▶ [REQUIREMENTS]: Find each line with the string "React" and copy it.

# START OF TASK DATA

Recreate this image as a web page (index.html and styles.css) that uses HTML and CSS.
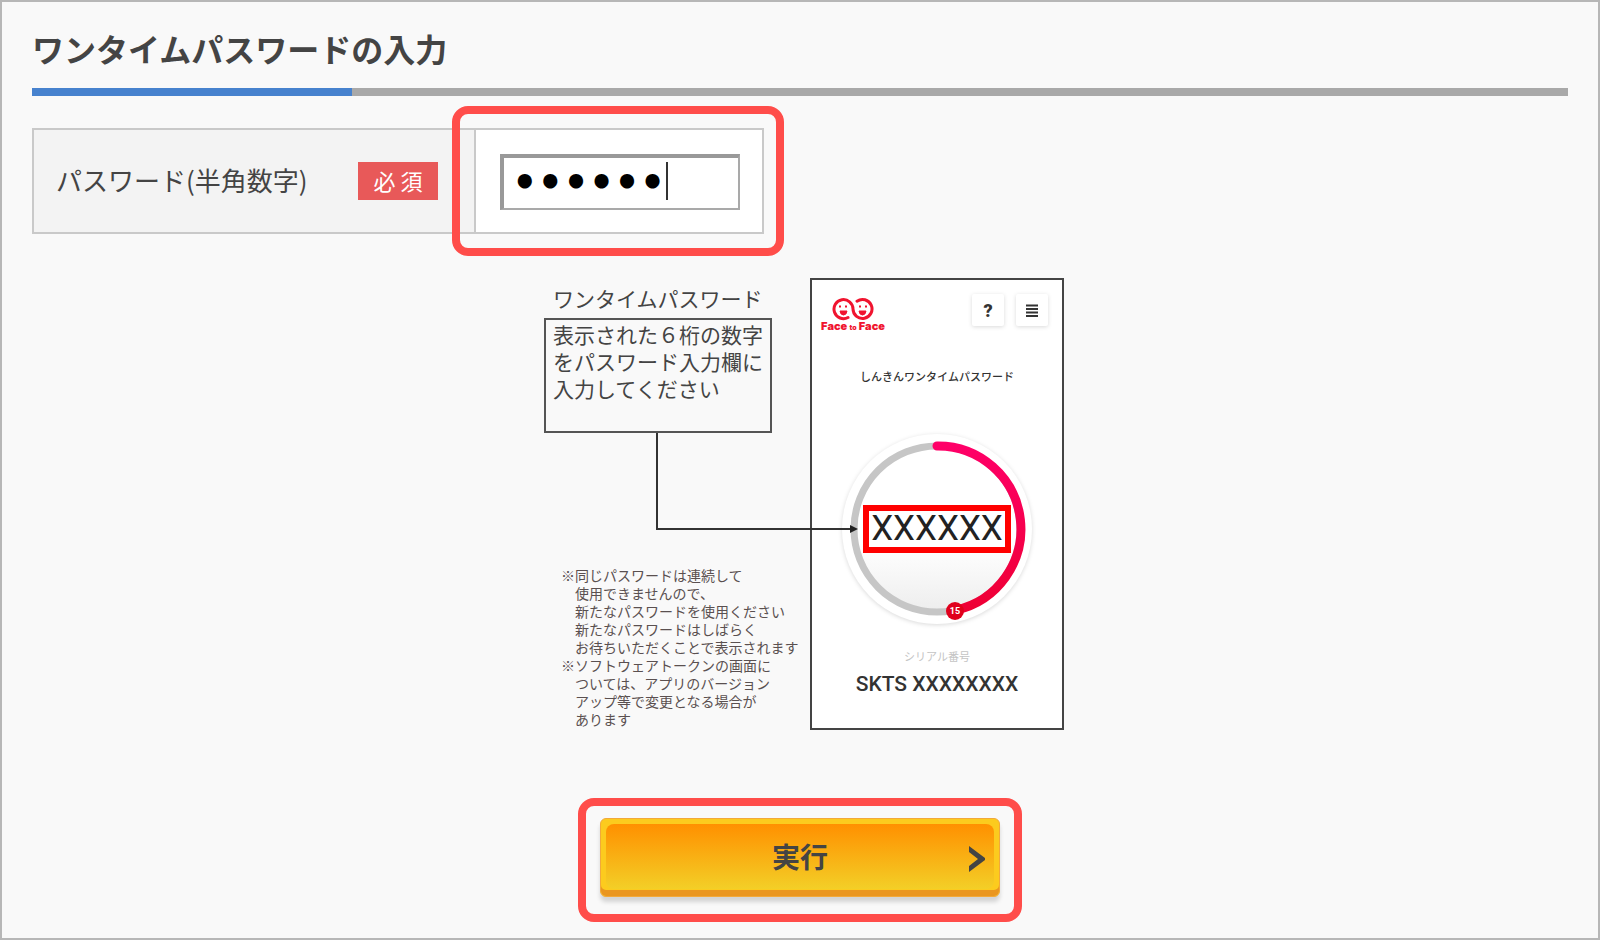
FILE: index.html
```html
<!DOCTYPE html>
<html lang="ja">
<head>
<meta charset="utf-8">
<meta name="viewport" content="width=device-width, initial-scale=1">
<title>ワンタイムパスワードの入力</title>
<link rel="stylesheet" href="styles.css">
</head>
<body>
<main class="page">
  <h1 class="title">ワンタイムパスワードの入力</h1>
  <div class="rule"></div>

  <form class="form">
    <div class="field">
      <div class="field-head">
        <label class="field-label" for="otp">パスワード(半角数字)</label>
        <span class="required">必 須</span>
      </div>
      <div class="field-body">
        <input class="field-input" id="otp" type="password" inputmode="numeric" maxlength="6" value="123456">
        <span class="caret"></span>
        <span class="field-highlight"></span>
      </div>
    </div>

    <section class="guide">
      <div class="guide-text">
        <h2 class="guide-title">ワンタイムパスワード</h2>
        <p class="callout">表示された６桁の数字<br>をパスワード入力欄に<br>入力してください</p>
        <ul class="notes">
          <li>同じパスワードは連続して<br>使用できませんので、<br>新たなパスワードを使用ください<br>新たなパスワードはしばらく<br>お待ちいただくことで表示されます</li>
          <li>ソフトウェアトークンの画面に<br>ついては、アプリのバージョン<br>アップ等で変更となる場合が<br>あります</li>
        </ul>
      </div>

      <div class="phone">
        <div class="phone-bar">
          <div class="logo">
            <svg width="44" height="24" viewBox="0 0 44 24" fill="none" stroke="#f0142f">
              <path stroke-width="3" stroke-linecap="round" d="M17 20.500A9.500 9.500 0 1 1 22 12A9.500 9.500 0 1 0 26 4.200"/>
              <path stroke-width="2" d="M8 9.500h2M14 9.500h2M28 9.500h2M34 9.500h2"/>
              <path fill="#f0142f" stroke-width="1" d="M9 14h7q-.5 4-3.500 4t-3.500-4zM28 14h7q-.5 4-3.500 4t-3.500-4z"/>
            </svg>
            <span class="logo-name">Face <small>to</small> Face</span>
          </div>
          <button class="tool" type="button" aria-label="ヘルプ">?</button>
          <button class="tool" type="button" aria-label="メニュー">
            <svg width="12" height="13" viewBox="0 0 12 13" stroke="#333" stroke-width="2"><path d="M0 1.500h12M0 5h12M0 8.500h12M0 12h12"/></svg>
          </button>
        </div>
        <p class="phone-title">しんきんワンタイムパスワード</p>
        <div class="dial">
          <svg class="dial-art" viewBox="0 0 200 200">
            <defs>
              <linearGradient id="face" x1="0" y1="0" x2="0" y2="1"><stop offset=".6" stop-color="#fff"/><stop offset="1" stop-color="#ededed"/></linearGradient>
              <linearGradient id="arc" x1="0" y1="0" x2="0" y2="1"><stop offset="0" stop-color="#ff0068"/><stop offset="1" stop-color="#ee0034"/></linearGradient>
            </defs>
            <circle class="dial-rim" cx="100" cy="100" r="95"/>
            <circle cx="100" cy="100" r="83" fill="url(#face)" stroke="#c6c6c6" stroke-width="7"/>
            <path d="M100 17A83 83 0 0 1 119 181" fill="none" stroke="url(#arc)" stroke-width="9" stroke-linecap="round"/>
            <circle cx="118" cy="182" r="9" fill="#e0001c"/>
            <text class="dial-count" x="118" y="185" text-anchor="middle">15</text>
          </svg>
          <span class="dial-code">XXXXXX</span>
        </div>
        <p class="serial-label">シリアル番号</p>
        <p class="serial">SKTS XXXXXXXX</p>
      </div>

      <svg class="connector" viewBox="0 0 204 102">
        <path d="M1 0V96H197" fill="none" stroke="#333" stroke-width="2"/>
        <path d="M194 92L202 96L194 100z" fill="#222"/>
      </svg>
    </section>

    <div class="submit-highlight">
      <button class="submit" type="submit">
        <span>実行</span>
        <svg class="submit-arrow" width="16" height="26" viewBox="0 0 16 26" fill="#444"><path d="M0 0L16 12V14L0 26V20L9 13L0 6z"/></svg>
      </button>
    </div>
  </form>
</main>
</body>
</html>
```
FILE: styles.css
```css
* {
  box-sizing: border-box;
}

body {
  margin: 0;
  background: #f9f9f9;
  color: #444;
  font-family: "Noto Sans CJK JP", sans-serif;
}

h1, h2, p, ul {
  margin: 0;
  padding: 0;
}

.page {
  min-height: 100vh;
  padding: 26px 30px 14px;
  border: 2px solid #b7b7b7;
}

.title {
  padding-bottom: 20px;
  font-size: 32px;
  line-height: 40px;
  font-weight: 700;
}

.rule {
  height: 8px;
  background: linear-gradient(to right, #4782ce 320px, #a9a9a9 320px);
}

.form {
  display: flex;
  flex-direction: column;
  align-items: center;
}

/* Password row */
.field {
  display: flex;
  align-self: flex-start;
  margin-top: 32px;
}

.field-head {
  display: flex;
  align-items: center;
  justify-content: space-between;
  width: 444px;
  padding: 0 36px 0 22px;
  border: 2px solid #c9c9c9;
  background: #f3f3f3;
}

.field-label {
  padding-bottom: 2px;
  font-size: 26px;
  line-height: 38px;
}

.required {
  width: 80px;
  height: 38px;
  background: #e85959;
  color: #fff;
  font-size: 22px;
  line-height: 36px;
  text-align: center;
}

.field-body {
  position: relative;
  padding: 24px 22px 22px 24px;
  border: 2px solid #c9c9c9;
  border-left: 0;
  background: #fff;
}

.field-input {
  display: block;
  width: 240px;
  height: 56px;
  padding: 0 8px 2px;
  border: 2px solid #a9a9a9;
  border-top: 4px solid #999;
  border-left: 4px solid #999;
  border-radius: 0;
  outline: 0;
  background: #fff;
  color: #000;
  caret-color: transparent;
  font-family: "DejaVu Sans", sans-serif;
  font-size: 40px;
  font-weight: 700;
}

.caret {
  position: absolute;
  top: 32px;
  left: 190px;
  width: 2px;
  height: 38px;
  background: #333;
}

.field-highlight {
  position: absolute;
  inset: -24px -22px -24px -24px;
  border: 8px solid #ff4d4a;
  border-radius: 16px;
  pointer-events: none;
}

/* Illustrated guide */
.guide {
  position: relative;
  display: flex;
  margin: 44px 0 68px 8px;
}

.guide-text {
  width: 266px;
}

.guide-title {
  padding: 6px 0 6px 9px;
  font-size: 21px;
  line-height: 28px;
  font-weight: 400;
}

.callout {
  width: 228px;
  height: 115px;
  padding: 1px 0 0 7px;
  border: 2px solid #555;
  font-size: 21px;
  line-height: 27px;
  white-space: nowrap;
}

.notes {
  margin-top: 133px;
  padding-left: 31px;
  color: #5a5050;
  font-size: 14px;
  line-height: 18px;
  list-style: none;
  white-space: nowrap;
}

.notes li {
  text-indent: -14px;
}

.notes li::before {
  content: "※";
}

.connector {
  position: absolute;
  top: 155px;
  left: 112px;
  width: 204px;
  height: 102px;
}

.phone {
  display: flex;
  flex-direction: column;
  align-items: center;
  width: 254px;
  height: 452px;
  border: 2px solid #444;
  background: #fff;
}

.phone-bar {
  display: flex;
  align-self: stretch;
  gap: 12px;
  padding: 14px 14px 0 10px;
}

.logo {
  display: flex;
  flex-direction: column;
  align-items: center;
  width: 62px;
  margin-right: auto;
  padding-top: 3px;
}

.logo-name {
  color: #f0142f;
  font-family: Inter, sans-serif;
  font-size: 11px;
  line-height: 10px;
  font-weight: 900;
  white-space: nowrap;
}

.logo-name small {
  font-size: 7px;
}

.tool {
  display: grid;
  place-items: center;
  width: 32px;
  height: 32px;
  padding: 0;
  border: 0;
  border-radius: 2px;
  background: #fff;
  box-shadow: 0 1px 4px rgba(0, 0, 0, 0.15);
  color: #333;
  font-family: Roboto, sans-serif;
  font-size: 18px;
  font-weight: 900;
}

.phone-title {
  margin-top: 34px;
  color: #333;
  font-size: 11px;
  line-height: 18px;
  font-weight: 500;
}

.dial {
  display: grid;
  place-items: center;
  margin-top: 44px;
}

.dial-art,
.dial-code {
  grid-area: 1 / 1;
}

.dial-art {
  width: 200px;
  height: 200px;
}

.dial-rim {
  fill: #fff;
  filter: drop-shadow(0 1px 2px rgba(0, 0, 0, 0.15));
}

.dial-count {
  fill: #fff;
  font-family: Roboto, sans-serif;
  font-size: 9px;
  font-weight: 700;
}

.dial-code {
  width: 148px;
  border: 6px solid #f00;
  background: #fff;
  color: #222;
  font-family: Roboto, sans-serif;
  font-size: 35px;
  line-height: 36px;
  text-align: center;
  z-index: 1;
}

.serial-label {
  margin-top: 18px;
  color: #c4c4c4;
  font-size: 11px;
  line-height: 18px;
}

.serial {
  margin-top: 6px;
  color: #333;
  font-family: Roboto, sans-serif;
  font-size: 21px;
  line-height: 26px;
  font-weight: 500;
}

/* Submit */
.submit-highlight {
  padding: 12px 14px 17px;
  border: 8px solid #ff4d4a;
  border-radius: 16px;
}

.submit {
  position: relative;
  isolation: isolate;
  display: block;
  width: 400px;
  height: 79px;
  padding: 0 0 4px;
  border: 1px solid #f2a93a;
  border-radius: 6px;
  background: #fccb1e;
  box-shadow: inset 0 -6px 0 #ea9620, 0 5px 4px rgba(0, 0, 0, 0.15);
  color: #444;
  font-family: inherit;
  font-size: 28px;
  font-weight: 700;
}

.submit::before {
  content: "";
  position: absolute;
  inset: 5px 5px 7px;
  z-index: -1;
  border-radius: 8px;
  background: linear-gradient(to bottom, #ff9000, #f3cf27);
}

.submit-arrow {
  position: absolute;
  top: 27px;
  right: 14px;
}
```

# END OF TASK DATA
# START OF TASK DATA

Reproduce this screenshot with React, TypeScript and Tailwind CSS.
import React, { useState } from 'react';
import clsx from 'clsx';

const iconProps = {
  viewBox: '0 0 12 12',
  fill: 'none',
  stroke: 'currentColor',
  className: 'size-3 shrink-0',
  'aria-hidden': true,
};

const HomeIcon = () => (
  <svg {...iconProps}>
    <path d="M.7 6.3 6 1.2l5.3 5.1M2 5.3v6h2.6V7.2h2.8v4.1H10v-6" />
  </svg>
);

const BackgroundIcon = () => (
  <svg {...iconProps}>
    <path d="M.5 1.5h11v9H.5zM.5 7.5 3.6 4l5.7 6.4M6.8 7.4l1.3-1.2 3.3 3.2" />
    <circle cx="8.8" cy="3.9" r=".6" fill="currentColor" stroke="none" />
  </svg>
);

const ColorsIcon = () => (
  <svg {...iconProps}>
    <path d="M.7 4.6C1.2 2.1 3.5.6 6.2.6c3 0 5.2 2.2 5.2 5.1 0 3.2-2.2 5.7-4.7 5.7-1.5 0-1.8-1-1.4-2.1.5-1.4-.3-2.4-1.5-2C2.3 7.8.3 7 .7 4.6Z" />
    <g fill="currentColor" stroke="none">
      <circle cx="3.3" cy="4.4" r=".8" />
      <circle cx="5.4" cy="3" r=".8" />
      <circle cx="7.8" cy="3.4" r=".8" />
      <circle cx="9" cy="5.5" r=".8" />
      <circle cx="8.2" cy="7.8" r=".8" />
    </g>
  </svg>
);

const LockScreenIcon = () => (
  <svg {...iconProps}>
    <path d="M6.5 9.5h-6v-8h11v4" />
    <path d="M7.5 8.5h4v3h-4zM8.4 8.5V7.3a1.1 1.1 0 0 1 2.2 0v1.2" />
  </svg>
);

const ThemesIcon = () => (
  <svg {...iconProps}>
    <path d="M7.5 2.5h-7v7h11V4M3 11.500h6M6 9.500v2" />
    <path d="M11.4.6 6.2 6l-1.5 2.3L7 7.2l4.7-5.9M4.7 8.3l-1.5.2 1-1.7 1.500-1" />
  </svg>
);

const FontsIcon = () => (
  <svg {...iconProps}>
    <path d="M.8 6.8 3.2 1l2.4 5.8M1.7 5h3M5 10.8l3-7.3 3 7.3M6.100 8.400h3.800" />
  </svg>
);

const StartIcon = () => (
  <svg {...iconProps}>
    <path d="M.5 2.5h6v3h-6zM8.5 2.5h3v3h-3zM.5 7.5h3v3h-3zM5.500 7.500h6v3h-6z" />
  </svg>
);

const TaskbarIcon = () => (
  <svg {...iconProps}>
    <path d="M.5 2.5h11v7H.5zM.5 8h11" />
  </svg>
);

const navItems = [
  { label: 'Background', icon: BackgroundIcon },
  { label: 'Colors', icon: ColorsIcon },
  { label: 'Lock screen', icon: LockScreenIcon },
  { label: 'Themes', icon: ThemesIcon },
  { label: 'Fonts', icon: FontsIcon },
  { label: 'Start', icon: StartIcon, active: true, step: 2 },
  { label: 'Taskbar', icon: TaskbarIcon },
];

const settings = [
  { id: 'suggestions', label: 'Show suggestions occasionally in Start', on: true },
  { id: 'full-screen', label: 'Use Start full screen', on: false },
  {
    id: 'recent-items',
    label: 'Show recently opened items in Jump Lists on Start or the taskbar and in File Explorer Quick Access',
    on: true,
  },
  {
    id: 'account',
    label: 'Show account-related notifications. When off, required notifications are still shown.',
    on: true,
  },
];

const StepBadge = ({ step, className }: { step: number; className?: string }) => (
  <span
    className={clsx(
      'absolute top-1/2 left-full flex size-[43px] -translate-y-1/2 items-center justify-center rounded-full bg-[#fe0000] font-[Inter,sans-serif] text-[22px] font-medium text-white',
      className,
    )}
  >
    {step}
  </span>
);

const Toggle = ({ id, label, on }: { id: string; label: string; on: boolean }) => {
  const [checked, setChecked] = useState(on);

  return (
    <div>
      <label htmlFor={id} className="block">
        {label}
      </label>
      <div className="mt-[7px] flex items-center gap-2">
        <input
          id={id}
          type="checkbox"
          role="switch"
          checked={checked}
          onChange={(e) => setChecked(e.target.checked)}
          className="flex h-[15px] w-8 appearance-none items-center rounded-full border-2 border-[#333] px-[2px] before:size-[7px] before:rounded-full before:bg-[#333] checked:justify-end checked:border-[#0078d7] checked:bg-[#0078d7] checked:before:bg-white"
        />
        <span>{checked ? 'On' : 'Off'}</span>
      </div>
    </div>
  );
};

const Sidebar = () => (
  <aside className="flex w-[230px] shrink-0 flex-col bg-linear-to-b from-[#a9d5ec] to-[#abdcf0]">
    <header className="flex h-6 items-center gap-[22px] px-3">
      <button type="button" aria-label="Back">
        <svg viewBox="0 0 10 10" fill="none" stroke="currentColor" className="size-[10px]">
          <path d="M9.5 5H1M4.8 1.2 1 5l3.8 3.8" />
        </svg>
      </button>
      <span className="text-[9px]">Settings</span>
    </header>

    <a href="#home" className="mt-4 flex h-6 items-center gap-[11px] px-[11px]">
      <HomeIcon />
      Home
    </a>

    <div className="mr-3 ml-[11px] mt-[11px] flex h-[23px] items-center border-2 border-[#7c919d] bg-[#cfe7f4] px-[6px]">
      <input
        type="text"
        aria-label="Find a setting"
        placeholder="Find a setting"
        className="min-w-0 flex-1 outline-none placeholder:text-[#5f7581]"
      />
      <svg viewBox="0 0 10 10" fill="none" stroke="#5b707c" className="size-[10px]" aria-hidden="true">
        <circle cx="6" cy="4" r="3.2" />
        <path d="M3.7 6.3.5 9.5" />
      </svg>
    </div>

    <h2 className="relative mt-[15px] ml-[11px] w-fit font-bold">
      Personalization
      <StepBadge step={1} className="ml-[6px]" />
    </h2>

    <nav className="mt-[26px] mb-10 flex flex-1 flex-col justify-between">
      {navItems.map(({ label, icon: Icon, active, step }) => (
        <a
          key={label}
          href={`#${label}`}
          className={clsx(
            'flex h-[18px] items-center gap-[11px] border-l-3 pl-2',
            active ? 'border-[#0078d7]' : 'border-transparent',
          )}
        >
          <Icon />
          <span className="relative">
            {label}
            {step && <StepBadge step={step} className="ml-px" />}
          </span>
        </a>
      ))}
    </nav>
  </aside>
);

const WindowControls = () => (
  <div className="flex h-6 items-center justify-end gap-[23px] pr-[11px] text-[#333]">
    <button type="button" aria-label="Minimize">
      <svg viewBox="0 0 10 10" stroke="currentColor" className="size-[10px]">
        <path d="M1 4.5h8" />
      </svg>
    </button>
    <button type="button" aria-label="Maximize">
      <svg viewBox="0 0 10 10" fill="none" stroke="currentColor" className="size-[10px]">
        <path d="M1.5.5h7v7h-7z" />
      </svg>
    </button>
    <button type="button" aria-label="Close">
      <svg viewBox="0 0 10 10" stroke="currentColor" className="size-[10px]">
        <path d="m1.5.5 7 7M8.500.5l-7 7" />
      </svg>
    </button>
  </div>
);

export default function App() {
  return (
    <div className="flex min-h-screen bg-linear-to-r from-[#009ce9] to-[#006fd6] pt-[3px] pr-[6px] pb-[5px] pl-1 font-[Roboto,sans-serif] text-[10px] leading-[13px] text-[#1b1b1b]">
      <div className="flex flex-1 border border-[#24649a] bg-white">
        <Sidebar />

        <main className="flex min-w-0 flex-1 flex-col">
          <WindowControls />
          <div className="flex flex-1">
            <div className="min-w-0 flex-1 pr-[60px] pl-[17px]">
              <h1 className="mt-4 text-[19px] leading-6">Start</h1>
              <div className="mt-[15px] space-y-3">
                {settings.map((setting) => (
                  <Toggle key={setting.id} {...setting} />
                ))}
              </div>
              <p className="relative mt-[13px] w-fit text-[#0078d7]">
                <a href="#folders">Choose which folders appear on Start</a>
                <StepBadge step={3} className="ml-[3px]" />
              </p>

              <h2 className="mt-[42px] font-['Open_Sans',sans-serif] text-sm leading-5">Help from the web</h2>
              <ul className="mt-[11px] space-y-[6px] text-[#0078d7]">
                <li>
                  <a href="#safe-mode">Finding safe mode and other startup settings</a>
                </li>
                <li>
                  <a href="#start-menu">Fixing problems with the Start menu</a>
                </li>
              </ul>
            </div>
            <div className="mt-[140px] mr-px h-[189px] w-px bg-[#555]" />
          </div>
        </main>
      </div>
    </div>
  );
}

# END OF TASK DATA

▶ [ANSWER IN FULL]:
Reproduce this screenshot with React, TypeScript and Tailwind CSS.
import React, { useState } from 'react';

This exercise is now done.